== DATA SECTION ==
────────────────────────────────────────

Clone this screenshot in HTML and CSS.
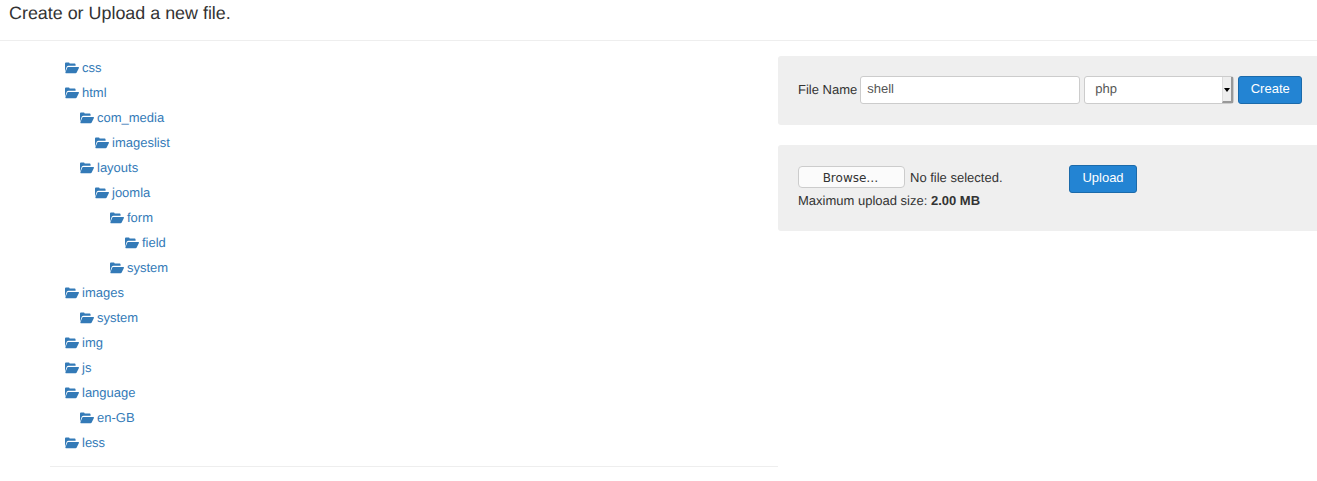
FILE: index.html
```html
<!DOCTYPE html>
<html>
<head>
    <meta charset="utf-8">
    <title>Create or Upload a new file</title>
    <link rel="stylesheet" href="styles.css">
</head>
<body>
    <svg class="defs" width="0" height="0">
      <symbol id="folder" viewBox="0 0 14 12">
        <path d="M0 10V1.6C0 .9.5.4 1.2.4h2.3c.7 0 1.1.5 1.2 1.2h4.7c.7 0 1.2.5 1.2 1.2v.9H3.6c-.9 0-1.5.4-1.9 1.1L0 10z"/>
        <path d="M3.1 5.1h10.3c.5 0 .7.4.5.8l-2.2 4.7c-.2.5-.6.7-1.1.7H.9c-.5 0-.7-.3-.5-.8l1.8-4.7c.2-.5.5-.7.9-.7z"/>
      </symbol>
    </svg>

    <h1 class="title">Create or Upload a new file.</h1>

    <div class="main">
      <div class="tree">
        <a class="node"><svg class="ico"><use href="#folder"/></svg>css</a>
        <a class="node"><svg class="ico"><use href="#folder"/></svg>html</a>
        <a class="node lv1"><svg class="ico"><use href="#folder"/></svg>com_media</a>
        <a class="node lv2"><svg class="ico"><use href="#folder"/></svg>imageslist</a>
        <a class="node lv1"><svg class="ico"><use href="#folder"/></svg>layouts</a>
        <a class="node lv2"><svg class="ico"><use href="#folder"/></svg>joomla</a>
        <a class="node lv3"><svg class="ico"><use href="#folder"/></svg>form</a>
        <a class="node lv4"><svg class="ico"><use href="#folder"/></svg>field</a>
        <a class="node lv3"><svg class="ico"><use href="#folder"/></svg>system</a>
        <a class="node"><svg class="ico"><use href="#folder"/></svg>images</a>
        <a class="node lv1"><svg class="ico"><use href="#folder"/></svg>system</a>
        <a class="node"><svg class="ico"><use href="#folder"/></svg>img</a>
        <a class="node"><svg class="ico"><use href="#folder"/></svg>js</a>
        <a class="node"><svg class="ico"><use href="#folder"/></svg>language</a>
        <a class="node lv1"><svg class="ico"><use href="#folder"/></svg>en-GB</a>
        <a class="node"><svg class="ico"><use href="#folder"/></svg>less</a>
      </div>

      <div class="side">
        <div class="well well-create">
          <label class="lbl">File Name</label>
          <input class="field name" type="text" value="shell">
          <span class="pick">
            <span class="pick-val">php</span>
            <span class="pick-arrow"></span>
          </span>
          <button class="btn btn-create">Create</button>
        </div>

        <div class="well well-upload">
          <div class="upload-left">
            <div class="file-row">
              <button class="browse">Browse…</button>
              <span class="file-none">No file selected.</span>
            </div>
            <div class="max">Maximum upload size: <b>2.00 MB</b></div>
          </div>
          <button class="btn btn-upload">Upload</button>
        </div>
      </div>
    </div>
</body>
</html>
```

FILE: styles.css
```css
* {
    box-sizing: border-box;
}

body {
    margin: 0;
    color: #333;
    background-color: #fff;
    font-family: "Liberation Sans", Arial, sans-serif;
    font-size: 13px;
    line-height: 18px;
    text-rendering: geometricPrecision;
}

.defs {
    display: block;
    height: 0;
}

.title {
    margin: 0;
    height: 41px;
    padding: 3px 9px 0;
    border-bottom: 1px solid #eee;
    font-size: 17.9px;
    font-weight: normal;
    line-height: 20px;
}

.main {
    display: flex;
    align-items: flex-start;
    padding-left: 50px;
}

.tree {
    width: 728px;
    flex: none;
    padding: 14px 0 11px 15px;
    border-bottom: 1px solid #eee;
}

.node {
    display: flex;
    align-items: center;
    height: 25px;
    color: #337ab7;
}

.lv1 { padding-left: 15px; }
.lv2 { padding-left: 30px; }
.lv3 { padding-left: 45px; }
.lv4 { padding-left: 60px; }

.ico {
    width: 14px;
    height: 12px;
    margin-right: 3px;
    fill: #337ab7;
    flex: none;
}

.side {
    flex: 1;
    min-width: 0;
    padding-top: 15px;
}

.well {
    display: flex;
    padding: 20px;
    background-color: #efefef;
    border-radius: 3px 0 0 3px;
}

.well-create {
    height: 69px;
    align-items: flex-start;
    margin-bottom: 20px;
}

.well-upload {
    height: 86px;
}

.lbl {
    flex: none;
    line-height: 28px;
    margin-right: 3px;
    white-space: nowrap;
}

.field {
    height: 28px;
    padding: 0 6px;
    border: 1px solid #ccc;
    border-radius: 3px;
    background: #fff;
    color: #555;
    font: 13px/22px "Liberation Sans", Arial, sans-serif;
}

.name {
    flex: none;
    width: 220px;
    padding-bottom: 3px;
    margin-right: 4px;
}

.pick {
    position: relative;
    display: block;
    flex: none;
    width: 150px;
    height: 28px;
    margin-right: 4px;
    padding-left: 10px;
    border: 1px solid #ccc;
    border-radius: 3px;
    background: #fff;
    color: #555;
    font-size: 13px;
    line-height: 23px;
}

.pick-arrow {
    position: absolute;
    top: 0;
    right: 0;
    bottom: 0;
    width: 11px;
    background: #eee;
    border-left: 1px solid #ddd;
    border-right: 2px solid #999;
    border-bottom: 2px solid #999;
}

.pick-arrow::after {
    content: "";
    position: absolute;
    top: 11px;
    left: 1px;
    border: 3px solid transparent;
    border-top: 4px solid #000;
    border-bottom: 0;
}

.btn {
    flex: none;
    height: 28px;
    padding: 0 0 2px;
    border: 1px solid #1b6aaa;
    border-radius: 3px;
    background: #2384d3;
    color: #fff;
    font: 13px/18px "Liberation Sans", Arial, sans-serif;
}

.btn-create {
    width: 64px;
}

.btn-upload {
    width: 68px;
}

.upload-left {
    width: 271px;
    margin-top: 1px;
}

.file-row {
    display: flex;
    align-items: center;
    height: 22px;
    gap: 5px;
}

.browse {
    width: 107px;
    height: 22px;
    padding: 1px 2px 0 0;
    border: 1px solid #ccc;
    border-radius: 4px;
    background: #fbfbfb;
    color: #333;
    font: 12px "DejaVu Sans", sans-serif;
}

.file-none {
    padding-top: 2px;
}

.max {
    margin-top: 4px;
}
```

────────────────────────────────────────

== REQUIREMENTS ==
Quote every line word for word and keep the images out of the copy.

== FINAL RESULT ==
Clone this screenshot in HTML and CSS.
FILE: index.html
```html
<!DOCTYPE html>
<html>
<head>
    <meta charset="utf-8">
    <title>Create or Upload a new file</title>
    <link rel="stylesheet" href="styles.css">
</head>
<body>
    <svg class="defs" width="0" height="0">
      <symbol id="folder" viewBox="0 0 14 12">
        <path d="M0 10V1.6C0 .9.5.4 1.2.4h2.3c.7 0 1.1.5 1.2 1.2h4.7c.7 0 1.2.5 1.2 1.2v.9H3.6c-.9 0-1.5.4-1.9 1.1L0 10z"/>
        <path d="M3.1 5.1h10.3c.5 0 .7.4.5.8l-2.2 4.7c-.2.5-.6.7-1.1.7H.9c-.5 0-.7-.3-.5-.8l1.8-4.7c.2-.5.5-.7.9-.7z"/>
      </symbol>
    </svg>

    <h1 class="title">Create or Upload a new file.</h1>

    <div class="main">
      <div class="tree">
        <a class="node"><svg class="ico"><use href="#folder"/></svg>css</a>
        <a class="node"><svg class="ico"><use href="#folder"/></svg>html</a>
        <a class="node lv1"><svg class="ico"><use href="#folder"/></svg>com_media</a>
        <a class="node lv2"><svg class="ico"><use href="#folder"/></svg>imageslist</a>
        <a class="node lv1"><svg class="ico"><use href="#folder"/></svg>layouts</a>
        <a class="node lv2"><svg class="ico"><use href="#folder"/></svg>joomla</a>
        <a class="node lv3"><svg class="ico"><use href="#folder"/></svg>form</a>
        <a class="node lv4"><svg class="ico"><use href="#folder"/></svg>field</a>
        <a class="node lv3"><svg class="ico"><use href="#folder"/></svg>system</a>
        <a class="node"><svg class="ico"><use href="#folder"/></svg>images</a>
        <a class="node lv1"><svg class="ico"><use href="#folder"/></svg>system</a>
        <a class="node"><svg class="ico"><use href="#folder"/></svg>img</a>
        <a class="node"><svg class="ico"><use href="#folder"/></svg>js</a>
        <a class="node"><svg class="ico"><use href="#folder"/></svg>language</a>
        <a class="node lv1"><svg class="ico"><use href="#folder"/></svg>en-GB</a>
        <a class="node"><svg class="ico"><use href="#folder"/></svg>less</a>
      </div>

      <div class="side">
        <div class="well well-create">
          <label class="lbl">File Name</label>
          <input class="field name" type="text" value="shell">
          <span class="pick">
            <span class="pick-val">php</span>
            <span class="pick-arrow"></span>
          </span>
          <button class="btn btn-create">Create</button>
        </div>

        <div class="well well-upload">
          <div class="upload-left">
            <div class="file-row">
              <button class="browse">Browse…</button>
              <span class="file-none">No file selected.</span>
            </div>
            <div class="max">Maximum upload size: <b>2.00 MB</b></div>
          </div>
          <button class="btn btn-upload">Upload</button>
        </div>
      </div>
    </div>
</body>
</html>
```

FILE: styles.css
```css
* {
    box-sizing: border-box;
}

body {
    margin: 0;
    color: #333;
    background-color: #fff;
    font-family: "Liberation Sans", Arial, sans-serif;
    font-size: 13px;
    line-height: 18px;
    text-rendering: geometricPrecision;
}

.defs {
    display: block;
    height: 0;
}

.title {
    margin: 0;
    height: 41px;
    padding: 3px 9px 0;
    border-bottom: 1px solid #eee;
    font-size: 17.9px;
    font-weight: normal;
    line-height: 20px;
}

.main {
    display: flex;
    align-items: flex-start;
    padding-left: 50px;
}

.tree {
    width: 728px;
    flex: none;
    padding: 14px 0 11px 15px;
    border-bottom: 1px solid #eee;
}

.node {
    display: flex;
    align-items: center;
    height: 25px;
    color: #337ab7;
}

.lv1 { padding-left: 15px; }
.lv2 { padding-left: 30px; }
.lv3 { padding-left: 45px; }
.lv4 { padding-left: 60px; }

.ico {
    width: 14px;
    height: 12px;
    margin-right: 3px;
    fill: #337ab7;
    flex: none;
}

.side {
    flex: 1;
    min-width: 0;
    padding-top: 15px;
}

.well {
    display: flex;
    padding: 20px;
    background-color: #efefef;
    border-radius: 3px 0 0 3px;
}

.well-create {
    height: 69px;
    align-items: flex-start;
    margin-bottom: 20px;
}

.well-upload {
    height: 86px;
}

.lbl {
    flex: none;
    line-height: 28px;
    margin-right: 3px;
    white-space: nowrap;
}

.field {
    height: 28px;
    padding: 0 6px;
    border: 1px solid #ccc;
    border-radius: 3px;
    background: #fff;
    color: #555;
    font: 13px/22px "Liberation Sans", Arial, sans-serif;
}

.name {
    flex: none;
    width: 220px;
    padding-bottom: 3px;
    margin-right: 4px;
}

.pick {
    position: relative;
    display: block;
    flex: none;
    width: 150px;
    height: 28px;
    margin-right: 4px;
    padding-left: 10px;
    border: 1px solid #ccc;
    border-radius: 3px;
    background: #fff;
    color: #555;
    font-size: 13px;
    line-height: 23px;
}

.pick-arrow {
    position: absolute;
    top: 0;
    right: 0;
    bottom: 0;
    width: 11px;
    background: #eee;
    border-left: 1px solid #ddd;
    border-right: 2px solid #999;
    border-bottom: 2px solid #999;
}

.pick-arrow::after {
    content: "";
    position: absolute;
    top: 11px;
    left: 1px;
    border: 3px solid transparent;
    border-top: 4px solid #000;
    border-bottom: 0;
}

.btn {
    flex: none;
    height: 28px;
    padding: 0 0 2px;
    border: 1px solid #1b6aaa;
    border-radius: 3px;
    background: #2384d3;
    color: #fff;
    font: 13px/18px "Liberation Sans", Arial, sans-serif;
}

.btn-create {
    width: 64px;
}

.btn-upload {
    width: 68px;
}

.upload-left {
    width: 271px;
    margin-top: 1px;
}

.file-row {
    display: flex;
    align-items: center;
    height: 22px;
    gap: 5px;
}

.browse {
    width: 107px;
    height: 22px;
    padding: 1px 2px 0 0;
    border: 1px solid #ccc;
    border-radius: 4px;
    background: #fbfbfb;
    color: #333;
    font: 12px "DejaVu Sans", sans-serif;
}

.file-none {
    padding-top: 2px;
}

.max {
    margin-top: 4px;
}
```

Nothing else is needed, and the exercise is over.